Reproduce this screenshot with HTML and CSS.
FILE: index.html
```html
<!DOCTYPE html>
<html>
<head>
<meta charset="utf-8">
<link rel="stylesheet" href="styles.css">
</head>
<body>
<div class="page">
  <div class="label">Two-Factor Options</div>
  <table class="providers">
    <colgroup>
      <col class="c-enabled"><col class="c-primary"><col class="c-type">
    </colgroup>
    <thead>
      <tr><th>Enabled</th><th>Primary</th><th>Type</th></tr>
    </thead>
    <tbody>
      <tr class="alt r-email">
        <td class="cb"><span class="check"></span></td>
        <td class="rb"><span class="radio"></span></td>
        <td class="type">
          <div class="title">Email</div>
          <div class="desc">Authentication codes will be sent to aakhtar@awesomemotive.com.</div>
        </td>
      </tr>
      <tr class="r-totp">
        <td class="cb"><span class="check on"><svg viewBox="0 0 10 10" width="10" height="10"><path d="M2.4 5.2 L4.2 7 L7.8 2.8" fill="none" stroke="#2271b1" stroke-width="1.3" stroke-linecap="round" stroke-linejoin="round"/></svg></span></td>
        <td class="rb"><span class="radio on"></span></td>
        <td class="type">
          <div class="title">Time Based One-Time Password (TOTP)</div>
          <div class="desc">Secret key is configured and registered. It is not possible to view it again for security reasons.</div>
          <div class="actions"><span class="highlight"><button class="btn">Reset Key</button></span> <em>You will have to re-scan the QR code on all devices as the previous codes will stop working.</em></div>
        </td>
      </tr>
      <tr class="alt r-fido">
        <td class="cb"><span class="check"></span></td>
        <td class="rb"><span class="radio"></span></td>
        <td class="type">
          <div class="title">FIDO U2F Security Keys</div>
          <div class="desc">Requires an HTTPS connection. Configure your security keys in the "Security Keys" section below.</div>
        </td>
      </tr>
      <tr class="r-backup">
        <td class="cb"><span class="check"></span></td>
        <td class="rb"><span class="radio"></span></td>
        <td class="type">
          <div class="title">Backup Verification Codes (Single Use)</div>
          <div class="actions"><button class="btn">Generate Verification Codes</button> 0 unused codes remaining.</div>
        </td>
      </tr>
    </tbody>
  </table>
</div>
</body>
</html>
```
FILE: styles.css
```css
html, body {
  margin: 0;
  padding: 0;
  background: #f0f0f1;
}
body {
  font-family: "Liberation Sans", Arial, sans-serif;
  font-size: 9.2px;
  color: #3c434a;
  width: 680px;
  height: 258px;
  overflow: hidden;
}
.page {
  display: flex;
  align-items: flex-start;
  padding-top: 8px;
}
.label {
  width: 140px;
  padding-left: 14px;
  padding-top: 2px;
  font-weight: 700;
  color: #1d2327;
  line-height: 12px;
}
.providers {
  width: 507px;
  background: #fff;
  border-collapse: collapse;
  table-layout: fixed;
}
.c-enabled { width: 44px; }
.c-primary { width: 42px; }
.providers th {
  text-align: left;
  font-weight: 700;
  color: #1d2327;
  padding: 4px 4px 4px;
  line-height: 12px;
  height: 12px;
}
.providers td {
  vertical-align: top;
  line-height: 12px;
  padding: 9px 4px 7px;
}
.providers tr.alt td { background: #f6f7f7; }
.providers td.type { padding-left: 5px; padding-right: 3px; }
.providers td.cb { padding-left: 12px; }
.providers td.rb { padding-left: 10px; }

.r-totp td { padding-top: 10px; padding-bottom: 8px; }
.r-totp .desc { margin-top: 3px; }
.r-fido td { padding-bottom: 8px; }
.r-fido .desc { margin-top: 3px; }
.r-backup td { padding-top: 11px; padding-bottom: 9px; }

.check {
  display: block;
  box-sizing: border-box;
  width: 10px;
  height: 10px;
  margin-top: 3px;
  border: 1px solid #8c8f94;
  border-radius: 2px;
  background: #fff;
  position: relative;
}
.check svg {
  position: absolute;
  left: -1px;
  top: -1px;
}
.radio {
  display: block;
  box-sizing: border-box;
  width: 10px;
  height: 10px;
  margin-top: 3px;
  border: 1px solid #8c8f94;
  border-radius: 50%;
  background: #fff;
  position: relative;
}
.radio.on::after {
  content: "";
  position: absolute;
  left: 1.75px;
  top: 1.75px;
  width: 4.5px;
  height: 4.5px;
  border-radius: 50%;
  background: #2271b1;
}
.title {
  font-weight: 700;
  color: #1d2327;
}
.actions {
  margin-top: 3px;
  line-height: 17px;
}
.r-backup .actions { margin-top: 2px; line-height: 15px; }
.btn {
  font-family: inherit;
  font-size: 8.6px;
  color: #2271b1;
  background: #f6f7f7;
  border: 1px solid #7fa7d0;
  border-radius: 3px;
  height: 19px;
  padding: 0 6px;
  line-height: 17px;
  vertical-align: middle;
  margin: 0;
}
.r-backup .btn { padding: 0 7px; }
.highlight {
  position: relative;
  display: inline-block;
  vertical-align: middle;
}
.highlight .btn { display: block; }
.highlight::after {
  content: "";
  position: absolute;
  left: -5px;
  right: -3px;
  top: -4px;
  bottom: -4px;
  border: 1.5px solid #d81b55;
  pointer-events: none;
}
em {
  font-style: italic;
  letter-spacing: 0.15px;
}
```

——

Reproduce the full listing above, character for character.

Reproduce this screenshot with HTML and CSS.
FILE: index.html
```html
<!DOCTYPE html>
<html>
<head>
<meta charset="utf-8">
<link rel="stylesheet" href="styles.css">
</head>
<body>
<div class="page">
  <div class="label">Two-Factor Options</div>
  <table class="providers">
    <colgroup>
      <col class="c-enabled"><col class="c-primary"><col class="c-type">
    </colgroup>
    <thead>
      <tr><th>Enabled</th><th>Primary</th><th>Type</th></tr>
    </thead>
    <tbody>
      <tr class="alt r-email">
        <td class="cb"><span class="check"></span></td>
        <td class="rb"><span class="radio"></span></td>
        <td class="type">
          <div class="title">Email</div>
          <div class="desc">Authentication codes will be sent to aakhtar@awesomemotive.com.</div>
        </td>
      </tr>
      <tr class="r-totp">
        <td class="cb"><span class="check on"><svg viewBox="0 0 10 10" width="10" height="10"><path d="M2.4 5.2 L4.2 7 L7.8 2.8" fill="none" stroke="#2271b1" stroke-width="1.3" stroke-linecap="round" stroke-linejoin="round"/></svg></span></td>
        <td class="rb"><span class="radio on"></span></td>
        <td class="type">
          <div class="title">Time Based One-Time Password (TOTP)</div>
          <div class="desc">Secret key is configured and registered. It is not possible to view it again for security reasons.</div>
          <div class="actions"><span class="highlight"><button class="btn">Reset Key</button></span> <em>You will have to re-scan the QR code on all devices as the previous codes will stop working.</em></div>
        </td>
      </tr>
      <tr class="alt r-fido">
        <td class="cb"><span class="check"></span></td>
        <td class="rb"><span class="radio"></span></td>
        <td class="type">
          <div class="title">FIDO U2F Security Keys</div>
          <div class="desc">Requires an HTTPS connection. Configure your security keys in the "Security Keys" section below.</div>
        </td>
      </tr>
      <tr class="r-backup">
        <td class="cb"><span class="check"></span></td>
        <td class="rb"><span class="radio"></span></td>
        <td class="type">
          <div class="title">Backup Verification Codes (Single Use)</div>
          <div class="actions"><button class="btn">Generate Verification Codes</button> 0 unused codes remaining.</div>
        </td>
      </tr>
    </tbody>
  </table>
</div>
</body>
</html>
```
FILE: styles.css
```css
html, body {
  margin: 0;
  padding: 0;
  background: #f0f0f1;
}
body {
  font-family: "Liberation Sans", Arial, sans-serif;
  font-size: 9.2px;
  color: #3c434a;
  width: 680px;
  height: 258px;
  overflow: hidden;
}
.page {
  display: flex;
  align-items: flex-start;
  padding-top: 8px;
}
.label {
  width: 140px;
  padding-left: 14px;
  padding-top: 2px;
  font-weight: 700;
  color: #1d2327;
  line-height: 12px;
}
.providers {
  width: 507px;
  background: #fff;
  border-collapse: collapse;
  table-layout: fixed;
}
.c-enabled { width: 44px; }
.c-primary { width: 42px; }
.providers th {
  text-align: left;
  font-weight: 700;
  color: #1d2327;
  padding: 4px 4px 4px;
  line-height: 12px;
  height: 12px;
}
.providers td {
  vertical-align: top;
  line-height: 12px;
  padding: 9px 4px 7px;
}
.providers tr.alt td { background: #f6f7f7; }
.providers td.type { padding-left: 5px; padding-right: 3px; }
.providers td.cb { padding-left: 12px; }
.providers td.rb { padding-left: 10px; }

.r-totp td { padding-top: 10px; padding-bottom: 8px; }
.r-totp .desc { margin-top: 3px; }
.r-fido td { padding-bottom: 8px; }
.r-fido .desc { margin-top: 3px; }
.r-backup td { padding-top: 11px; padding-bottom: 9px; }

.check {
  display: block;
  box-sizing: border-box;
  width: 10px;
  height: 10px;
  margin-top: 3px;
  border: 1px solid #8c8f94;
  border-radius: 2px;
  background: #fff;
  position: relative;
}
.check svg {
  position: absolute;
  left: -1px;
  top: -1px;
}
.radio {
  display: block;
  box-sizing: border-box;
  width: 10px;
  height: 10px;
  margin-top: 3px;
  border: 1px solid #8c8f94;
  border-radius: 50%;
  background: #fff;
  position: relative;
}
.radio.on::after {
  content: "";
  position: absolute;
  left: 1.75px;
  top: 1.75px;
  width: 4.5px;
  height: 4.5px;
  border-radius: 50%;
  background: #2271b1;
}
.title {
  font-weight: 700;
  color: #1d2327;
}
.actions {
  margin-top: 3px;
  line-height: 17px;
}
.r-backup .actions { margin-top: 2px; line-height: 15px; }
.btn {
  font-family: inherit;
  font-size: 8.6px;
  color: #2271b1;
  background: #f6f7f7;
  border: 1px solid #7fa7d0;
  border-radius: 3px;
  height: 19px;
  padding: 0 6px;
  line-height: 17px;
  vertical-align: middle;
  margin: 0;
}
.r-backup .btn { padding: 0 7px; }
.highlight {
  position: relative;
  display: inline-block;
  vertical-align: middle;
}
.highlight .btn { display: block; }
.highlight::after {
  content: "";
  position: absolute;
  left: -5px;
  right: -3px;
  top: -4px;
  bottom: -4px;
  border: 1.5px solid #d81b55;
  pointer-events: none;
}
em {
  font-style: italic;
  letter-spacing: 0.15px;
}
```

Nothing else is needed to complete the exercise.